§ **Your instructions**:
Copy the data below exactly.

▽

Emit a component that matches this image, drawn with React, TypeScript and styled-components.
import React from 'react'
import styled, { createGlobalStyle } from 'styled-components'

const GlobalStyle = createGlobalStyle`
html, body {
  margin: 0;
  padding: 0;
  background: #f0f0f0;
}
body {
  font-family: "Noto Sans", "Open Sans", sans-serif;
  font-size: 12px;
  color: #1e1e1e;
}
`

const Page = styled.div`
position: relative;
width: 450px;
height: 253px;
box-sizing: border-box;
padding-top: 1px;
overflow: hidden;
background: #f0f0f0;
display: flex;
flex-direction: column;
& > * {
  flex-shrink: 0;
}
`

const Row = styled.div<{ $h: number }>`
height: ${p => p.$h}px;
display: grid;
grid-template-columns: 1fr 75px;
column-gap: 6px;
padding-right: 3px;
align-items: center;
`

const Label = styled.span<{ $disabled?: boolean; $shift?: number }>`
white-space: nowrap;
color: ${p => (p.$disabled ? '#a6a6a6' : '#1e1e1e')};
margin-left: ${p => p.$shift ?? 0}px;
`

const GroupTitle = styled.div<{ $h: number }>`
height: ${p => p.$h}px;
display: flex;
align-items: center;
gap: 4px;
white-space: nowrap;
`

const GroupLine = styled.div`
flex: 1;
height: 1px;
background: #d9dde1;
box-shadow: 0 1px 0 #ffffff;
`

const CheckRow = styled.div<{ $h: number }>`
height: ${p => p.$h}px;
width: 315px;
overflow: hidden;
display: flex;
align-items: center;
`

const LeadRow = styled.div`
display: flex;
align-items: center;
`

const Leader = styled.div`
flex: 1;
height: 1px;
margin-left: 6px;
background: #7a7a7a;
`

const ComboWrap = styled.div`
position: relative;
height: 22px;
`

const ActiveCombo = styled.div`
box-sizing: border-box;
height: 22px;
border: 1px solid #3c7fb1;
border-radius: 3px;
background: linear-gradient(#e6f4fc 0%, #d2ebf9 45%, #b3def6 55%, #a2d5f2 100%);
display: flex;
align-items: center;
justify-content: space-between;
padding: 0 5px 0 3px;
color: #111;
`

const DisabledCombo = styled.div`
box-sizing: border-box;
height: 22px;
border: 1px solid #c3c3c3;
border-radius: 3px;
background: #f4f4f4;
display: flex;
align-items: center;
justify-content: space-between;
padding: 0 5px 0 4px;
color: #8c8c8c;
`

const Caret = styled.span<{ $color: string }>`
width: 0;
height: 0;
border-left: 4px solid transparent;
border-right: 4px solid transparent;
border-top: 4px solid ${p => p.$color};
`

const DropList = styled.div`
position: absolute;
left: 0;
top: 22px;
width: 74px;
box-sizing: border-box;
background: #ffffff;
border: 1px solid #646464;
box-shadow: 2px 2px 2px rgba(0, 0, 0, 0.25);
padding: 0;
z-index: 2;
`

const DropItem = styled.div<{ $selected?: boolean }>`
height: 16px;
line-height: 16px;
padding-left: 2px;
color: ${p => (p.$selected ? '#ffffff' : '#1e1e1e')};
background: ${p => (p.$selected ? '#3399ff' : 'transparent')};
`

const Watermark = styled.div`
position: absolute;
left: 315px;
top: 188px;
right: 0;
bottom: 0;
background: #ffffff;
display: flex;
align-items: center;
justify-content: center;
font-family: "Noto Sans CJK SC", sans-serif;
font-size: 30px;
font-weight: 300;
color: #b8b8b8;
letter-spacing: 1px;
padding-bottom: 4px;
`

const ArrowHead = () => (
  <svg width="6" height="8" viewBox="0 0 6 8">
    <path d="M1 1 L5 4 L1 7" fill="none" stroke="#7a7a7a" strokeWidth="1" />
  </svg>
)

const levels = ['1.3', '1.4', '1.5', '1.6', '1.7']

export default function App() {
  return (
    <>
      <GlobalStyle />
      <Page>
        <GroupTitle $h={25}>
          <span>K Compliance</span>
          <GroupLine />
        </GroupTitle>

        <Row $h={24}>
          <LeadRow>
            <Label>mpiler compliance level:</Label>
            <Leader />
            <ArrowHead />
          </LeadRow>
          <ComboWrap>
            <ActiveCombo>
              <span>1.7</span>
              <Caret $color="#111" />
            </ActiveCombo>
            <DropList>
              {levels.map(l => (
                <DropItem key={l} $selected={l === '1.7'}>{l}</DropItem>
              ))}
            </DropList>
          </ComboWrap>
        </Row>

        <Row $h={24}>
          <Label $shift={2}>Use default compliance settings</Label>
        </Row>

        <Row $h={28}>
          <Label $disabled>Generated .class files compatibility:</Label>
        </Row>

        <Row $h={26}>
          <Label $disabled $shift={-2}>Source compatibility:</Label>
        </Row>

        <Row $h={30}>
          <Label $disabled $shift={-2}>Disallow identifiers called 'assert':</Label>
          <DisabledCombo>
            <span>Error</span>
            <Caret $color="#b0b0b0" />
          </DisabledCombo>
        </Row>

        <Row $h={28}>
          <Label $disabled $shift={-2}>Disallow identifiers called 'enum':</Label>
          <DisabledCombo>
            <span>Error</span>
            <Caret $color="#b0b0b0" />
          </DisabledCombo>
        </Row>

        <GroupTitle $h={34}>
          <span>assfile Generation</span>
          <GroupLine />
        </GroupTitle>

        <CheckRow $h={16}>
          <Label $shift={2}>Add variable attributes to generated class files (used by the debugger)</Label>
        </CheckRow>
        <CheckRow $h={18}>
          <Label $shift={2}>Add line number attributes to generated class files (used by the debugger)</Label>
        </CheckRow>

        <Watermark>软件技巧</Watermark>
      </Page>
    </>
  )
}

△

§ **Task output**:
Emit a component that matches this image, drawn with React, TypeScript and styled-components.
import React from 'react'
import styled, { createGlobalStyle } from 'styled-components'

const GlobalStyle = createGlobalStyle`
html, body {
  margin: 0;
  padding: 0;
  background: #f0f0f0;
}
body {
  font-family: "Noto Sans", "Open Sans", sans-serif;
  font-size: 12px;
  color: #1e1e1e;
}
`

const Page = styled.div`
position: relative;
width: 450px;
height: 253px;
box-sizing: border-box;
padding-top: 1px;
overflow: hidden;
background: #f0f0f0;
display: flex;
flex-direction: column;
& > * {
  flex-shrink: 0;
}
`

const Row = styled.div<{ $h: number }>`
height: ${p => p.$h}px;
display: grid;
grid-template-columns: 1fr 75px;
column-gap: 6px;
padding-right: 3px;
align-items: center;
`

const Label = styled.span<{ $disabled?: boolean; $shift?: number }>`
white-space: nowrap;
color: ${p => (p.$disabled ? '#a6a6a6' : '#1e1e1e')};
margin-left: ${p => p.$shift ?? 0}px;
`

const GroupTitle = styled.div<{ $h: number }>`
height: ${p => p.$h}px;
display: flex;
align-items: center;
gap: 4px;
white-space: nowrap;
`

const GroupLine = styled.div`
flex: 1;
height: 1px;
background: #d9dde1;
box-shadow: 0 1px 0 #ffffff;
`

const CheckRow = styled.div<{ $h: number }>`
height: ${p => p.$h}px;
width: 315px;
overflow: hidden;
display: flex;
align-items: center;
`

const LeadRow = styled.div`
display: flex;
align-items: center;
`

const Leader = styled.div`
flex: 1;
height: 1px;
margin-left: 6px;
background: #7a7a7a;
`

const ComboWrap = styled.div`
position: relative;
height: 22px;
`

const ActiveCombo = styled.div`
box-sizing: border-box;
height: 22px;
border: 1px solid #3c7fb1;
border-radius: 3px;
background: linear-gradient(#e6f4fc 0%, #d2ebf9 45%, #b3def6 55%, #a2d5f2 100%);
display: flex;
align-items: center;
justify-content: space-between;
padding: 0 5px 0 3px;
color: #111;
`

const DisabledCombo = styled.div`
box-sizing: border-box;
height: 22px;
border: 1px solid #c3c3c3;
border-radius: 3px;
background: #f4f4f4;
display: flex;
align-items: center;
justify-content: space-between;
padding: 0 5px 0 4px;
color: #8c8c8c;
`

const Caret = styled.span<{ $color: string }>`
width: 0;
height: 0;
border-left: 4px solid transparent;
border-right: 4px solid transparent;
border-top: 4px solid ${p => p.$color};
`

const DropList = styled.div`
position: absolute;
left: 0;
top: 22px;
width: 74px;
box-sizing: border-box;
background: #ffffff;
border: 1px solid #646464;
box-shadow: 2px 2px 2px rgba(0, 0, 0, 0.25);
padding: 0;
z-index: 2;
`

const DropItem = styled.div<{ $selected?: boolean }>`
height: 16px;
line-height: 16px;
padding-left: 2px;
color: ${p => (p.$selected ? '#ffffff' : '#1e1e1e')};
background: ${p => (p.$selected ? '#3399ff' : 'transparent')};
`

const Watermark = styled.div`
position: absolute;
left: 315px;
top: 188px;
right: 0;
bottom: 0;
background: #ffffff;
display: flex;
align-items: center;
justify-content: center;
font-family: "Noto Sans CJK SC", sans-serif;
font-size: 30px;
font-weight: 300;
color: #b8b8b8;
letter-spacing: 1px;
padding-bottom: 4px;
`

const ArrowHead = () => (
  <svg width="6" height="8" viewBox="0 0 6 8">
    <path d="M1 1 L5 4 L1 7" fill="none" stroke="#7a7a7a" strokeWidth="1" />
  </svg>
)

const levels = ['1.3', '1.4', '1.5', '1.6', '1.7']

export default function App() {
  return (
    <>
      <GlobalStyle />
      <Page>
        <GroupTitle $h={25}>
          <span>K Compliance</span>
          <GroupLine />
        </GroupTitle>

        <Row $h={24}>
          <LeadRow>
            <Label>mpiler compliance level:</Label>
            <Leader />
            <ArrowHead />
          </LeadRow>
          <ComboWrap>
            <ActiveCombo>
              <span>1.7</span>
              <Caret $color="#111" />
            </ActiveCombo>
            <DropList>
              {levels.map(l => (
                <DropItem key={l} $selected={l === '1.7'}>{l}</DropItem>
              ))}
            </DropList>
          </ComboWrap>
        </Row>

        <Row $h={24}>
          <Label $shift={2}>Use default compliance settings</Label>
        </Row>

        <Row $h={28}>
          <Label $disabled>Generated .class files compatibility:</Label>
        </Row>

        <Row $h={26}>
          <Label $disabled $shift={-2}>Source compatibility:</Label>
        </Row>

        <Row $h={30}>
          <Label $disabled $shift={-2}>Disallow identifiers called 'assert':</Label>
          <DisabledCombo>
            <span>Error</span>
            <Caret $color="#b0b0b0" />
          </DisabledCombo>
        </Row>

        <Row $h={28}>
          <Label $disabled $shift={-2}>Disallow identifiers called 'enum':</Label>
          <DisabledCombo>
            <span>Error</span>
            <Caret $color="#b0b0b0" />
          </DisabledCombo>
        </Row>

        <GroupTitle $h={34}>
          <span>assfile Generation</span>
          <GroupLine />
        </GroupTitle>

        <CheckRow $h={16}>
          <Label $shift={2}>Add variable attributes to generated class files (used by the debugger)</Label>
        </CheckRow>
        <CheckRow $h={18}>
          <Label $shift={2}>Add line number attributes to generated class files (used by the debugger)</Label>
        </CheckRow>

        <Watermark>软件技巧</Watermark>
      </Page>
    </>
  )
}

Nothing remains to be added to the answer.